FINANCIAL TIMES – Larry Summers is Playing Economic Jeopardy

Glenn Hubbard | Op-ed in The Financial TimesLarry Summers’ considerable intellect suggests that he would be an excellent contestant on the popular game show Jeopardy. Of course, on the show, the question offered by the contestant must match the answer on the board. Summers and I disagree on the answer that matches the question “What is President Obama’s budget?” Let’s see why.


I asked two questions in an op-ed in Wednesday’s Wall Street Journal. (Neither question was addressed by Mr Summers, or in the simultaneous parallel critiques offered on the airwaves by US Treasury Secretary Timothy Geithner and former Council of Economic Advisers Chairman Austan Goolsbee). The first question was whether the tax increases on high-income individuals proposed by President Obama (the Buffett rule, higher taxes on dividends and capital gains, a higher top marginal rate, and so on) raised enough revenue to materially offset the country’s large budget gap or higher federal spending under President Obama. The answer, using revenue estimates from the Treasury Department and spending estimates from the President’s budget is ‘No’. The second question was what that spending growth implied for future tax rates. That is, if federal spending as a share of gross domestic product was to increase permanently as the president proposes, by how much would taxes need to rise? Answer: a lot and for everyone. This simple thought experiment presumes that we will not ratify permanently larger deficits.
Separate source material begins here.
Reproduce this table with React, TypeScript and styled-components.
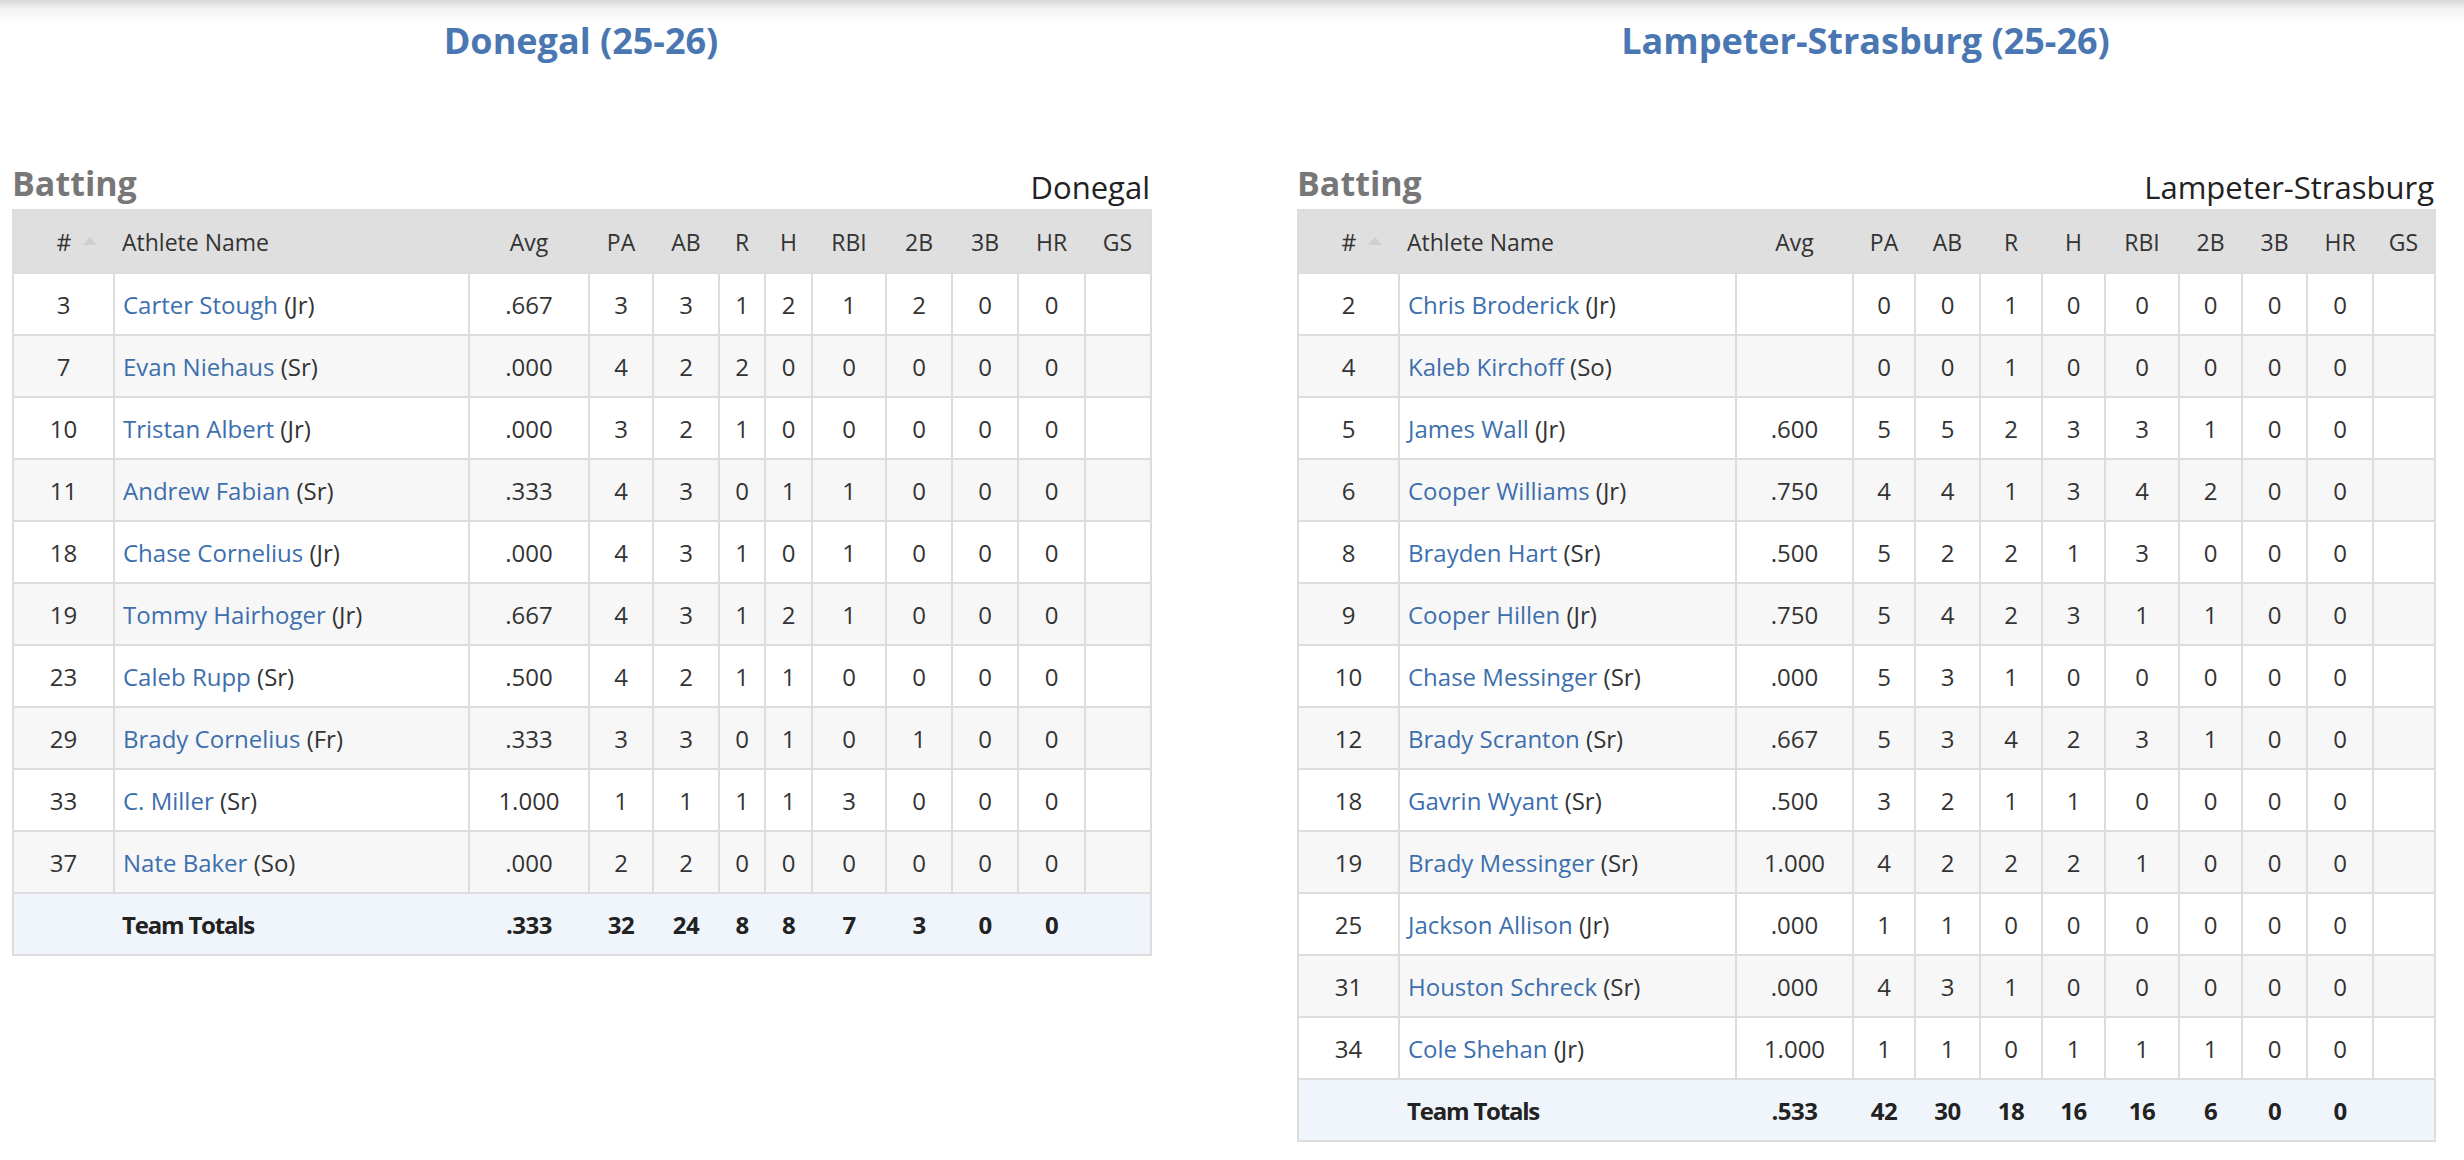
import styled, { createGlobalStyle } from "styled-components";

// Global
const GlobalStyle = createGlobalStyle`
  body {
    margin: 0;
    font-family: "Open Sans", "Noto Sans", sans-serif;
    color: #333;
    background: linear-gradient(to bottom, #d8d8d8 0, #f3f3f3 9px, #ffffff 24px) no-repeat #ffffff;
  }
`;

type Row = {
  num: string;
  name: string;
  cls: string;
  stats: string[];
};

type Team = {
  title: string;
  label: string;
  widths: number[];
  rows: Row[];
  totals: string[];
};

const headers = ["Avg", "PA", "AB", "R", "H", "RBI", "2B", "3B", "HR", "GS"];

const r = (num: string, name: string, cls: string, line: string): Row => ({
  num,
  name,
  cls,
  stats: line.split(",").concat(""),
});

const teams: Team[] = [
  {
    title: "Donegal (25-26)",
    label: "Donegal",
    widths: [101, 355, 120, 64, 66, 46, 47, 74, 66, 66, 67, 66],
    rows: [
      r("3", "Carter Stough", "Jr", ".667,3,3,1,2,1,2,0,0"),
      r("7", "Evan Niehaus", "Sr", ".000,4,2,2,0,0,0,0,0"),
      r("10", "Tristan Albert", "Jr", ".000,3,2,1,0,0,0,0,0"),
      r("11", "Andrew Fabian", "Sr", ".333,4,3,0,1,1,0,0,0"),
      r("18", "Chase Cornelius", "Jr", ".000,4,3,1,0,1,0,0,0"),
      r("19", "Tommy Hairhoger", "Jr", ".667,4,3,1,2,1,0,0,0"),
      r("23", "Caleb Rupp", "Sr", ".500,4,2,1,1,0,0,0,0"),
      r("29", "Brady Cornelius", "Fr", ".333,3,3,0,1,0,1,0,0"),
      r("33", "C. Miller", "Sr", "1.000,1,1,1,1,3,0,0,0"),
      r("37", "Nate Baker", "So", ".000,2,2,0,0,0,0,0,0"),
    ],
    totals: [".333", "32", "24", "8", "8", "7", "3", "0", "0", ""],
  },
  {
    title: "Lampeter-Strasburg (25-26)",
    label: "Lampeter-Strasburg",
    widths: [101, 337, 117, 62, 65, 62, 63, 74, 63, 65, 66, 62],
    rows: [
      r("2", "Chris Broderick", "Jr", ",0,0,1,0,0,0,0,0"),
      r("4", "Kaleb Kirchoff", "So", ",0,0,1,0,0,0,0,0"),
      r("5", "James Wall", "Jr", ".600,5,5,2,3,3,1,0,0"),
      r("6", "Cooper Williams", "Jr", ".750,4,4,1,3,4,2,0,0"),
      r("8", "Brayden Hart", "Sr", ".500,5,2,2,1,3,0,0,0"),
      r("9", "Cooper Hillen", "Jr", ".750,5,4,2,3,1,1,0,0"),
      r("10", "Chase Messinger", "Sr", ".000,5,3,1,0,0,0,0,0"),
      r("12", "Brady Scranton", "Sr", ".667,5,3,4,2,3,1,0,0"),
      r("18", "Gavrin Wyant", "Sr", ".500,3,2,1,1,0,0,0,0"),
      r("19", "Brady Messinger", "Sr", "1.000,4,2,2,2,1,0,0,0"),
      r("25", "Jackson Allison", "Jr", ".000,1,1,0,0,0,0,0,0"),
      r("31", "Houston Schreck", "Sr", ".000,4,3,1,0,0,0,0,0"),
      r("34", "Cole Shehan", "Jr", "1.000,1,1,0,1,1,1,0,0"),
    ],
    totals: [".533", "42", "30", "18", "16", "16", "6", "0", "0", ""],
  },
];

// Styled Components
const Page = styled.main`
  display: grid;
  grid-template-columns: 1138px 1137px;
  column-gap: 147px;
  padding-left: 12px;
  padding-bottom: 40px;
`;

const TeamSection = styled.section`
  display: flex;
  flex-direction: column;
`;

const TeamTitle = styled.h2`
  margin: 17px 0 0;
  height: 48px;
  line-height: 48px;
  text-align: center;
  font-size: 36px;
  font-weight: 700;
  color: #4a77b2;
`;

const HeadingRow = styled.div`
  display: flex;
  justify-content: space-between;
  align-items: flex-end;
  margin-top: 100px;
`;

const SectionName = styled.h3`
  margin: 0 0 8px;
  font-size: 34px;
  line-height: 36px;
  font-weight: 700;
  color: #777;
`;

const TeamLabel = styled.span`
  margin-bottom: 6px;
  font-size: 31px;
  line-height: 32px;
  color: #222;
`;

const Table = styled.table`
  width: 100%;
  table-layout: fixed;
  border-collapse: collapse;
  border: 2px solid #dddddd;
  font-size: 24px;
`;

const Col = styled.col<{ $w: number }>`
  width: ${(p) => p.$w}px;
`;

const HeadCell = styled.th<{ $left?: boolean; $sort?: boolean }>`
  position: relative;
  height: 61px;
  padding: 0 ${(p) => (p.$left ? "8px" : "0")};
  background: #dfdfdf;
  color: #333;
  font-size: 23px;
  font-weight: 400;
  text-align: ${(p) => (p.$left ? "left" : "center")};
  white-space: nowrap;

  ${(p) =>
    p.$sort &&
    `
    &::after {
      content: "";
      position: absolute;
      left: 69px;
      top: 26px;
      border-left: 7px solid transparent;
      border-right: 7px solid transparent;
      border-bottom: 8px solid #cfcfcf;
    }
  `}
`;

const BodyRow = styled.tr`
  background: #ffffff;
  &:nth-child(even) {
    background: #f7f7f7;
  }
`;

const Cell = styled.td<{ $left?: boolean }>`
  height: 60px;
  padding: 0 ${(p) => (p.$left ? "8px" : "0")};
  border: 2px solid #dddddd;
  text-align: ${(p) => (p.$left ? "left" : "center")};
  white-space: nowrap;
  color: #333;
`;

const PlayerLink = styled.a`
  color: #3d6fae;
  text-decoration: none;
`;

const TotalsRow = styled.tr`
  background: #f0f5fc;
  border-top: 2px solid #dddddd;
`;

const TotalCell = styled.td<{ $label?: boolean }>`
  height: 60px;
  padding: 0 ${(p) => (p.$label ? "8px" : "0")};
  text-align: ${(p) => (p.$label ? "left" : "center")};
  letter-spacing: ${(p) => (p.$label ? "-1.2px" : "-0.5px")};
  font-weight: 700;
  color: #222;
  white-space: nowrap;
`;

const BattingTable = ({ team }: { team: Team }) => (
  <Table>
    <colgroup>
      {team.widths.map((w, i) => (
        <Col key={i} $w={w} />
      ))}
    </colgroup>
    <thead>
      <tr>
        <HeadCell $sort>#</HeadCell>
        <HeadCell $left>Athlete Name</HeadCell>
        {headers.map((h) => (
          <HeadCell key={h}>{h}</HeadCell>
        ))}
      </tr>
    </thead>
    <tbody>
      {team.rows.map((row) => (
        <BodyRow key={row.num}>
          <Cell>{row.num}</Cell>
          <Cell $left>
            <PlayerLink href="#">{row.name}</PlayerLink> ({row.cls})
          </Cell>
          {row.stats.map((s, i) => (
            <Cell key={i}>{s}</Cell>
          ))}
        </BodyRow>
      ))}
      <TotalsRow>
        <TotalCell />
        <TotalCell $label>Team Totals</TotalCell>
        {team.totals.map((s, i) => (
          <TotalCell key={i}>{s}</TotalCell>
        ))}
      </TotalsRow>
    </tbody>
  </Table>
);

const App = () => {
  return (
    <>
      <GlobalStyle />
      <Page>
        {teams.map((team) => (
          <TeamSection key={team.label}>
            <TeamTitle>{team.title}</TeamTitle>
            <HeadingRow>
              <SectionName>Batting</SectionName>
              <TeamLabel>{team.label}</TeamLabel>
            </HeadingRow>
            <BattingTable team={team} />
          </TeamSection>
        ))}
      </Page>
    </>
  );
};

export default App;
Without addressing these questions, Mr Summers proposes a different one. President Obama’s budget is supposedly fiscally sound because the Congressional Budget Office (CBO) has estimated that the budget would stabilise federal debt as a share of GDP for a short while. Yet, let’s look at what the CBO said. First, while the CBO shows the debt-to-GDP ratio stabilizing for a period of time – at an uncomfortably high level – in the budget window, it is not stable in the long run. Second and more importantly, in its April 20, 2012 report, the same CBO that Summers cites so selectively observed that the permanent deficits in the President’s budget would reduce the level of economic activity. By CBO’s estimate, under the President’s proposals, the CBO estimates for the 2018-2022 period, that the nation’s real output would be between 0.5 and 2.2 per cent lower compared to what would occur under current law. This adverse effect would grow in the future, as deficits continue to mount.

The President’s budget has met with little success in Congress. The 2013 budget was voted down in the House of Representatives, 414-0. The Senate did not bring the 2013 budget to the floor, though the 2012 budget was voted down in the Senate, 97-0.

And Mr Romney? The Romney budget proposes to reduce federal spending as a share of GDP to 20 per cent (its pre-financial-crisis, long-term average level) by 2016. It is ironic that the administration has criticised Mr Romney for specific cuts (for example, block granting the Medicaid program), while Mr Summers now argues the plan is not specific. Mr Romney is also the first candidate to propose specific ways of slowing the growth of Social Security and Medicare, a subject not mentioned by the president. And Mr Romney’s call for fundamental tax reform – reducing marginal tax rates accompanied by reducing tax expenditures to be revenue-neutral and distributionally-neutralcaptures the spirit of the bipartisan Bowles-Simpson commission, which was both appointed and ignored by President Obama.

In a ‘Final Jeopardy’ round, if the answer is long-term fiscal sustainability without large, across-the-board tax increases, the question cannot be “What is President Obama’s budget?”. There are important debates to be had over policy – Mr Summers is right that this is a “very consequential election”. But we first must make sure that we agree on math. Fortunately, the concept that permanently higher spending eventually requires taxes to match is not a controversial one to most Americans. And, at the levels of higher spending proposed by President Obama, higher taxes on the well-to-do won’t fix the gap.

Budgets are statements of national priorities and require economic leadership. Mr Romney has made tough calls in his budget – there will rightly be a debate over whether they are the right ones. That debate will be more illuminating for voters than Secretary Geithner’s statement to the Congress: “We’re not coming before you to say we have a definitive solution to the long-term problem. What we do know is we don’t like yours.”

This op-ed was published at the Financial Times in response to the piece by Lawrence Summers for Reuters.